In ideal circumstances, a child learns to respond to stress, and recover from it, learning resilience. But kids who’ve faced chronic, unpredictable stress undergo biological changes that cause their inflammatory stress response to stay activated.
Our thoughts, beliefs, emotions and the body are all connected, so anything manifested by the body first begins on an energetic level, brought into by our thoughts and facilitated by our emotions before it is physically realised.

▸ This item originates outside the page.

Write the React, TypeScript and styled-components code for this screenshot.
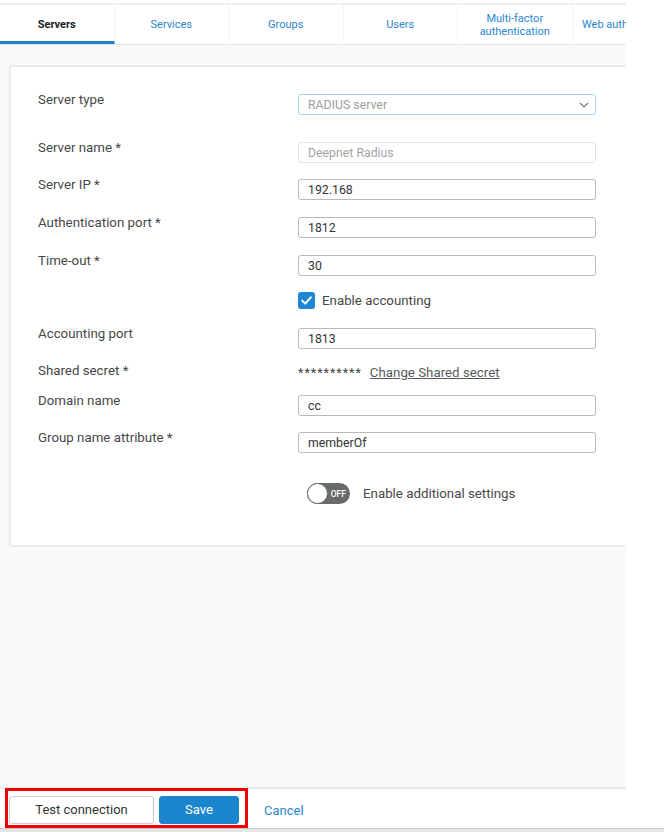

When a person has experienced prolonged stress in their childhood years they are likely to then churn out a damaging, inflammatory cocktail of stress neurochemicals through their endocrine and immune systems in response to even small stressors as an adult – a disagreement with their partner, a car that cuts in front of them on the road, a sudden loud noise – for the rest of their lives. They overreact to, and are less able to recover from the everyday stressors of life. They are always reacting and setting off inflammatory responses in their body, leading to disease down the road - in the form of autoimmune disease, heart disease, cancer, fibromyalgia, chronic fatigue, fibroid tumours, irritable bowel syndrome, ulcers, migraines and asthma.
Researchers have seen a correlation between specific types of adverse childhood experiences and different types of diseases. For example, children whose parents die, or who face emotional, physical abuse or neglect, or witness marital disharmony between their parents are more likely to develop cardiovascular disease, lung disease, diabetes, headaches, multiple sclerosis and lupus as adults. Your chances of having chronic fatigue syndrome as an adult increases six fold with a difficult childhood. Kids who lose a parent have triple the risk of depression in their lifetimes. Children whose parents divorce are twice as likely to suffer a stroke later down the line.*
We don’t just get over something in time, instead pain is concealed in our body that will eventually become disease later in life.
It is possible to change your self sabotaging or destructive thought patterns so that your mind is no longer your enemy.
When you heal the inner child and start loving and respecting yourself more on a core level everything on the outside changes.
By consciously communicating with that little child within: to listen to what he/she feels and needs from us in the present moment. The primal needs of the inner child - love, acceptance, protection, understanding, nurture - remain the same now as when we were children.
When we acknowledge and heal our inner child, setting boundaries, letting go of trying to control, seeing life more clearly, stopping the victimization, etc., will eventually become automatic and intuitive.